How-to | Extract specific fields from documents#
Learn how to extract specific fields from documents and organize them into a structured dataset without writing custom code.
In the Flow, select a folder containing your documents, such as PDFs, PPTX, Word files or images.
Note
You can store the documents in a folder in Dataiku or you can connect to an external storage, such as Amazon S3, Azure Blob Storage, Google Cloud Storage, etc. In this case, your administrator must have configured the relevant connection to the external storage in Dataiku beforehand.
In the Actions panel, under the Visual Recipes section, click Extract content > Extract fields.
Name the output dataset and create the recipe.
In the Config step:
Select a VLM from your configured connections.
Note
Use models that support structured output (such as those from OpenAI, Azure OpenAI, or Vertex AI).
(Optional) If you enable the Customize extraction prompt option, provide context to the model, such as the document type (e.g., invoices) or how to handle missing values.
In the Extraction Schema section of the Config step, define the structure of your output dataset:
Click + Add Field to define a new field.
Enter a field name and select a data type. The field name will become the column header in the output dataset.
(Optional) Provide a description to help the VLM locate the correct value.
Note
For lists or tables in the source document, use the
arraytype and define subfields (for example,item_nameoritem_quantity).Test the extraction:
Use the Document preview on the left to select a file from your folder.

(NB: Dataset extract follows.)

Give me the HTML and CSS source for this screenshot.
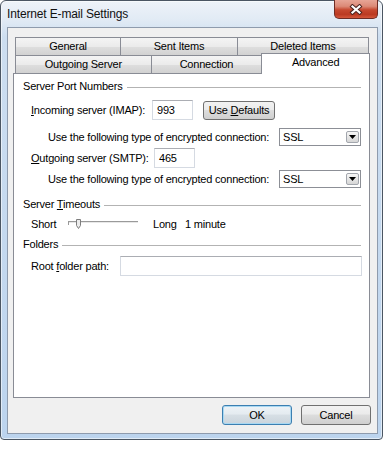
FILE: index.html
```html
<!DOCTYPE html>
<html lang="en">
<head>
    <meta charset="UTF-8">
    <meta name="viewport" content="width=device-width, initial-scale=1.0">
    <title>Internet E-mail Settings</title>
    <link rel="stylesheet" href="styles.css">
</head>
<body>
<div class="window">
    <div class="titlebar">
        <span class="title">Internet E-mail Settings</span>
        <button class="close" aria-label="Close">
            <svg width="14" height="11" viewBox="0 0 14 11">
                <path d="M3.5 2.5 L10.5 8.5 M10.5 2.5 L3.5 8.5" stroke="#4b2420" stroke-width="4.2" stroke-linecap="square" fill="none"/>
                <path d="M3.5 2.5 L10.5 8.5 M10.5 2.5 L3.5 8.5" stroke="#fff" stroke-width="2.2" stroke-linecap="square" fill="none"/>
            </svg>
        </button>
    </div>

    <div class="client">
        <div class="tabs">
            <div class="tab-row">
                <div class="tab t-general">General</div>
                <div class="tab t-sent">Sent Items</div>
                <div class="tab t-deleted">Deleted Items</div>
            </div>
            <div class="tab-row second">
                <div class="tab t-outgoing">Outgoing Server</div>
                <div class="tab t-connection">Connection</div>
                <div class="tab t-advanced selected">Advanced</div>
            </div>
        </div>

        <div class="panel">
            <div class="group g-ports">
                <span>Server Port Numbers</span>
                <span class="rule"></span>
            </div>
            <div class="row r-imap">
                <span class="lbl lbl-imap"><u>I</u>ncoming server (IMAP):</span>
                <div class="field port">993</div>
                <button class="btn defaults">Use <u>D</u>efaults</button>
            </div>
            <div class="row indent r-enc1">
                <span>Use the following type of encrypted connection:</span>
                <div class="select">
                    <span class="sel-text">SSL</span>
                    <span class="sel-btn"><svg width="7" height="4" viewBox="0 0 7 4"><path d="M0 0H7L3.5 4Z" fill="#000"/></svg></span>
                </div>
            </div>
            <div class="row r-smtp">
                <span class="lbl lbl-smtp"><u>O</u>utgoing server (SMTP):</span>
                <div class="field port">465</div>
            </div>
            <div class="row indent r-enc2">
                <span>Use the following type of encrypted connection:</span>
                <div class="select">
                    <span class="sel-text">SSL</span>
                    <span class="sel-btn"><svg width="7" height="4" viewBox="0 0 7 4"><path d="M0 0H7L3.5 4Z" fill="#000"/></svg></span>
                </div>
            </div>

            <div class="group g-timeouts">
                <span>Server <u>T</u>imeouts</span>
                <span class="rule"></span>
            </div>
            <div class="row r-slider">
                <span class="lbl lbl-short">Short</span>
                <svg class="slider" width="72" height="12" viewBox="0 0 72 12">
                    <rect x="0" y="2" width="70" height="1" fill="#9a9a9a"/>
                    <rect x="0" y="3" width="70" height="1" fill="#e8e8e8"/>
                    <rect x="0" y="2" width="1" height="4" fill="#9a9a9a"/>
                    <path d="M8.5 0.5H12.5V6.5L10.5 9.5L8.5 6.5Z" fill="#ececec" stroke="#7d7d7d"/>
                </svg>
                <span class="lbl lbl-long">Long</span>
                <span>1 minute</span>
            </div>

            <div class="group g-folders">
                <span>Folders</span>
                <span class="rule"></span>
            </div>
            <div class="row r-root">
                <span class="lbl lbl-root">Root <u>f</u>older path:</span>
                <div class="field root"></div>
            </div>
        </div>

        <div class="actions">
            <button class="btn action ok">OK</button>
            <button class="btn action">Cancel</button>
        </div>
    </div>
</div>
</body>
</html>
```

FILE: styles.css
```css
body {
    margin: 0;
    background: #fff;
    font-family: 'Liberation Sans', Arial, sans-serif;
    font-size: 11px;
    letter-spacing: -0.2px;
    color: #000;
}

u {
    text-decoration: underline;
}

/* window frame */
.window {
    width: 383px;
    height: 440px;
    box-sizing: border-box;
    border: 1px solid #4b5663;
    border-radius: 6px 6px 4px 4px;
    padding: 0 4px 5px 6px;
    background: linear-gradient(180deg, #eef3f9 0, #e2ebf5 18px, #cddef0 36px, #bcd4ee 100%);
    box-shadow: inset 0 0 0 1px rgba(255, 255, 255, 0.55);
    display: flex;
    flex-direction: column;
}

.titlebar {
    height: 26px;
    display: flex;
    align-items: flex-start;
}

.title {
    margin-top: 6px;
    line-height: 15px;
    font-size: 12px;
    letter-spacing: -0.15px;
    color: #111;
}

.close {
    margin-left: auto;
    margin-top: -1px;
    width: 44px;
    height: 19px;
    padding: 0;
    border: 1px solid #6e2c24;
    border-top: none;
    border-radius: 0 0 5px 5px;
    background: linear-gradient(180deg, #e7a596 0, #dc8a77 35%, #c6482f 55%, #bb3a22 80%, #d4573b 100%);
    display: flex;
    align-items: center;
    justify-content: center;
}

.client {
    height: 407px;
    box-sizing: border-box;
    border: 1px solid #8e9bad;
    background: #f0f0f0;
    padding: 9px 7px 0 5px;
}

/* tabs */
.tabs {
    margin-left: 2px;
}

.tab-row {
    display: flex;
}

.tab-row.second {
    margin-top: -1px;
}

.tab {
    box-sizing: border-box;
    height: 19px;
    border: 1px solid #898c95;
    background: linear-gradient(180deg, #f4f4f4 0, #ebebeb 50%, #dedede 51%, #d2d2d2 100%);
    line-height: 17px;
    text-align: center;
}

.tab + .tab {
    margin-left: -1px;
}

.t-general { width: 106px; }
.t-sent { width: 118px; }
.t-deleted { width: 132px; }
.t-outgoing { width: 137px; }
.t-connection { width: 112px; }
.t-advanced { width: 109px; }

.tab.selected {
    position: relative;
    z-index: 2;
    height: 21px;
    margin-top: -2px;
    margin-bottom: -1px;
    border-bottom: none;
    background: #fff;
}

.panel {
    height: 325px;
    box-sizing: border-box;
    margin-top: -1px;
    border: 1px solid #898c95;
    background: #fff;
    padding: 5px 8px 0 0;
}

/* group headers */
.group {
    display: flex;
    align-items: center;
    line-height: 15px;
    padding-left: 9px;
}

.rule {
    flex: 1;
    height: 1px;
    margin-left: 4px;
    margin-top: 1px;
    background: #b3b3b3;
}

.g-timeouts { margin-top: 9px; }
.g-folders { margin-top: 6px; }

/* rows */
.row {
    display: flex;
    align-items: center;
    padding-left: 17px;
}

.row.indent {
    padding-left: 34px;
}

.r-imap { margin-top: 6px; height: 20px; }
.r-enc1 { margin-top: 8px; height: 18px; }
.r-smtp { margin-top: 2px; height: 20px; }
.r-enc2 { margin-top: 2px; height: 18px; }
.r-slider { margin-top: 4px; height: 15px; }
.r-root { margin-top: 4px; height: 20px; }

.lbl-imap { width: 121px; }
.lbl-smtp { width: 123px; }
.lbl-short { width: 37px; }
.lbl-long { width: 32px; margin-left: 13px; }
.lbl-root { width: 89px; }

.field {
    box-sizing: border-box;
    height: 20px;
    border: 1px solid #d5dae2;
    border-top-color: #abadb3;
    background: #fff;
    line-height: 18px;
    padding-left: 4px;
}

.port {
    width: 41px;
}

.root {
    flex: 1;
    margin-right: -1px;
}

.slider {
    display: block;
    margin-top: 2px;
}

.select {
    margin-left: auto;
    width: 82px;
    height: 18px;
    box-sizing: border-box;
    border: 1px solid #8c8f96;
    background: #fff;
    display: flex;
    align-items: center;
}

.sel-text {
    flex: 1;
    padding-left: 3px;
}

.sel-btn {
    width: 13px;
    height: 12px;
    margin-right: 1px;
    box-sizing: border-box;
    border: 1px solid #a2a6ad;
    border-radius: 2px;
    background: linear-gradient(180deg, #f7f7f7 0, #e6e6e6 50%, #d6d6d6 100%);
    display: flex;
    align-items: center;
    justify-content: center;
}

/* buttons */
.btn {
    box-sizing: border-box;
    padding: 0;
    border: 1px solid #707070;
    border-radius: 3px;
    background: linear-gradient(180deg, #f2f2f2 0, #ebebeb 45%, #dddddd 50%, #cfcfcf 100%);
    font-family: 'Liberation Sans', Arial, sans-serif;
    font-size: 11px;
    letter-spacing: -0.2px;
    color: #000;
}

.defaults {
    width: 72px;
    height: 19px;
    margin-left: 10px;
}

.actions {
    display: flex;
    justify-content: flex-end;
    gap: 9px;
    margin-top: 7px;
    margin-right: -1px;
}

.action {
    width: 70px;
    height: 20px;
}

.ok {
    border-color: #3c7fb1;
    box-shadow: inset 0 0 0 1px #a8d8f2;
    background: linear-gradient(180deg, #eef3f7 0, #e4ebf0 45%, #d7dfe5 50%, #cad4dc 100%);
}
```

Click Test Field Extraction to see a preview of how the VLM interprets your schema for that specific document.
If the extraction quality isn’t satisfactory, refine your field descriptions or try a different VLM available in your configured connections.
(Optional) In the Output step, configure the output:
Choose an update method.
Set how to handle type mismatches.
Indicate whether to expand arrays into multiple rows in the output dataset.
Click Run to execute the recipe.
You can now use the output dataset in the Flow to:
Perform further transformations via visual recipes,
Train machine learning models, or
Leverage Generative AI features (such as using the Prompt recipe, classification, or enriching an LLM using the Embed dataset recipe).
This enables you to build a clean end-to-end pipeline from raw documents to actionable insights.